The pressure exerted by leaders such as Sonia Gandhi did indeed compel relatively junior leaders such as Sachin Pilot to contest the elections, but others, including Ministers P. Chidambaram, Manish Tewari and G.K. Vasan, as well as former Union Minister K.V. Thangkabalu, withstood the pressure and refused to face the electoral challenge. Other leaders who ultimately succumbed to the high command diktat include former Punjab Chief Minister Amarinder Singh, Punjab State party president Pratap Singh Bajwa, and senior leader Ambika Soni. There are indications that the Congress is cracking the whip on many other reluctant leaders and forcing them to contest.
Amidst all this, the smaller parties are making their forays into the electoral field. These include the Aam Aadmi Party (AAP), the Left parties under the leadership of the Communist Party of India (Marxist) and the Communist Party of India (CPI), the Mulayam Singh Yadav-led Samajwadi Party (S.P.), the Mayawati-led Bahujan Samaj Party (BSP), the Nitish Kumar-led Janata Dal (United), the Jayalalithaa-led All India Anna Dravida Munnetra Kazhagam (AIADMK), the Dravida Munnetra Kazhagam (DMK) led by Karunanidhi, the Mamata Banerjee-led Trinamool Congress and the YSR Congress led by Jaganmohan Reddy.
While all these parties have their own areas of influence, the AAP, as in the Delhi Assembly elections of December 2013, has unleashed spirited campaigns in different parts of the country. It has also been able to grab more media space than other non-Congress, non-BJP parties by striking uncharacteristic political postures. The decision of AAP convener Arvind Kejriwal to take on Narendra Modi in Varanasi was one such move. By all indications, the traction that it has generated in the temple town and nearby constituencies is indeed worrying the BJP. The decision of the saffron party to hastily tie up with the Apna Dal, an Uttar Pradesh-based regional party with a predominantly OBC Kurmi support base, is perceived as a reaction to the panic. The Apna Dal has pockets of influence in the Allahabad-Varanasi region and can prove to be a valuable electoral ally for the BJP.
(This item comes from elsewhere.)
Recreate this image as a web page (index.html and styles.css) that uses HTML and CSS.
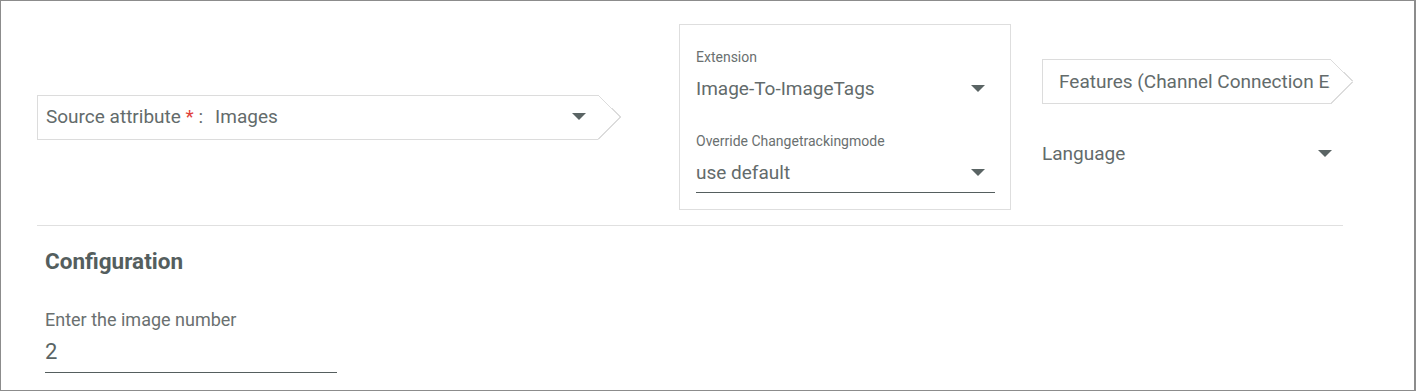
FILE: index.html
```html
<!DOCTYPE html>
<html>
<head>
<meta charset="utf-8">
<link rel="stylesheet" href="styles.css">
</head>
<body>
<div class="frame">
  <div class="top-row">
    <div class="col col-source">
      <div class="chevron-box source-box">
        <span class="src-label">Source attribute <span class="req">*</span> :</span>
        <span class="src-value">Images</span>
        <span class="caret"></span>
      </div>
    </div>
    <div class="col col-ext">
      <div class="ext-box">
        <div class="field">
          <div class="field-label">Extension</div>
          <div class="select-row">
            <span class="select-value">Image-To-ImageTags</span>
            <span class="caret"></span>
          </div>
        </div>
        <div class="field">
          <div class="field-label">Override Changetrackingmode</div>
          <div class="select-row underlined">
            <span class="select-value">use default</span>
            <span class="caret"></span>
          </div>
        </div>
      </div>
    </div>
    <div class="col col-right">
      <div class="chevron-box features-box">
        <span class="features-text">Features (Channel Connection Extension)</span>
      </div>
      <div class="select-row lang-row">
        <span class="select-value">Language</span>
        <span class="caret"></span>
      </div>
    </div>
  </div>
  <div class="divider"></div>
  <div class="config">
    <h2 class="config-title">Configuration</h2>
    <div class="input-field">
      <div class="input-label">Enter the image number</div>
      <div class="input-value">2</div>
    </div>
  </div>
</div>
</body>
</html>
```
FILE: styles.css
```css
html, body {
  margin: 0;
  padding: 0;
  background: #ffffff;
}
body {
  font-family: Roboto, "Noto Sans", sans-serif;
  color: #5f6868;
}
.frame {
  box-sizing: border-box;
  width: 1416px;
  height: 391px;
  border: 1px solid #8c8c8c;
  border-right-width: 2px;
  overflow: hidden;
}
.top-row {
  display: grid;
  grid-template-columns: 584px 332px 311px;
  column-gap: 58px;
  padding-left: 36px;
  padding-top: 23px;
}
.top-row .col-right { margin-left: -27px; }
.col {
  display: flex;
  flex-direction: column;
}
.col-source {
  justify-content: center;
}
.chevron-box {
  position: relative;
  box-sizing: border-box;
  height: 45px;
  border: 1px solid #dcdcdc;
  border-right: none;
  display: flex;
  align-items: center;
  background: #fff;
}
.chevron-box::after {
  content: "";
  position: absolute;
  top: -1px;
  right: -23px;
  width: 23px;
  height: 45px;
  background: linear-gradient(to top right, transparent calc(50% - 0.7px), #dcdcdc calc(50% - 0.7px), #dcdcdc calc(50% + 0.5px), transparent calc(50% + 0.5px)) top / 100% 50% no-repeat,
              linear-gradient(to bottom right, transparent calc(50% - 0.7px), #dcdcdc calc(50% - 0.7px), #dcdcdc calc(50% + 0.5px), transparent calc(50% + 0.5px)) bottom / 100% 50% no-repeat;
}
.source-box {
  width: 561px;
  padding-left: 8px;
  padding-right: 12px;
  font-size: 19px;
  padding-bottom: 1px;
}
.src-label { color: #636b6b; }
.req { color: #e0403a; }
.src-value {
  margin-left: 12px;
  flex: 1;
  color: #636b6b;
}
.caret {
  width: 0;
  height: 0;
  border-left: 7px solid transparent;
  border-right: 7px solid transparent;
  border-top: 7px solid #5a6464;
  flex: none;
}
.ext-box {
  box-sizing: border-box;
  height: 186px;
  border: 1px solid #dedede;
  padding: 24px 15px 0 16px;
}
.field + .field { margin-top: 30px; }
.field-label {
  font-size: 14px;
  color: #6a7070;
  line-height: 16px;
}
.select-row {
  display: flex;
  align-items: center;
  height: 30px;
  margin-top: 8px;
  font-size: 19px;
  color: #636b6b;
}
.select-row .caret { margin-right: 10px; }
.select-value { flex: 1; }
.underlined {
  box-sizing: content-box;
  border-bottom: 1px solid #555e5e;
  height: 30px;
  padding-bottom: 5px;
}
.col-right {
  padding-top: 35px;
}
.features-box {
  width: 288px;
  padding-left: 16px;
  font-size: 19px;
  overflow: visible;
}
.features-text {
  display: block;
  width: 271px;
  overflow: hidden;
  white-space: nowrap;
  color: #636b6b;
}
.lang-row {
  margin-top: 34px;
  width: 290px;
}
.lang-row .caret { margin-right: 0; }
.divider {
  margin: 15px 0 0 36px;
  width: 1306px;
  height: 1px;
  background: #e0e0e0;
}
.config {
  padding-left: 44px;
}
.config-title {
  margin: 22px 0 0 0;
  font-size: 22.5px;
  font-weight: 700;
  color: #545e5e;
  line-height: 26px;
}
.input-field {
  width: 292px;
  margin-top: 36px;
}
.input-label {
  font-size: 18px;
  color: #6a7070;
  line-height: 20px;
}
.input-value {
  font-size: 22px;
  color: #5a6464;
  line-height: 30px;
  padding-top: 7px;
  padding-bottom: 5px;
  border-bottom: 1px solid #555e5e;
}
```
Other regional parties such as the Telugu Desam party (TDP) and the Telangana Rashtra Samithi (TRS) are playing multiple games at the same time. Both the parties are, so to speak, behaving like political pendulums: they are alternately seeking and distancing from an alliance with the BJP. The TRS had initially announced that it would ally with the Congress but later turned to the BJP. Later, it was in discussions with the CPI. Clearly, these are early days yet in the long election process and one will witness many more such somersaults. In the meantime, the redefinition of the two big parties is also bound to acquire new dimensions.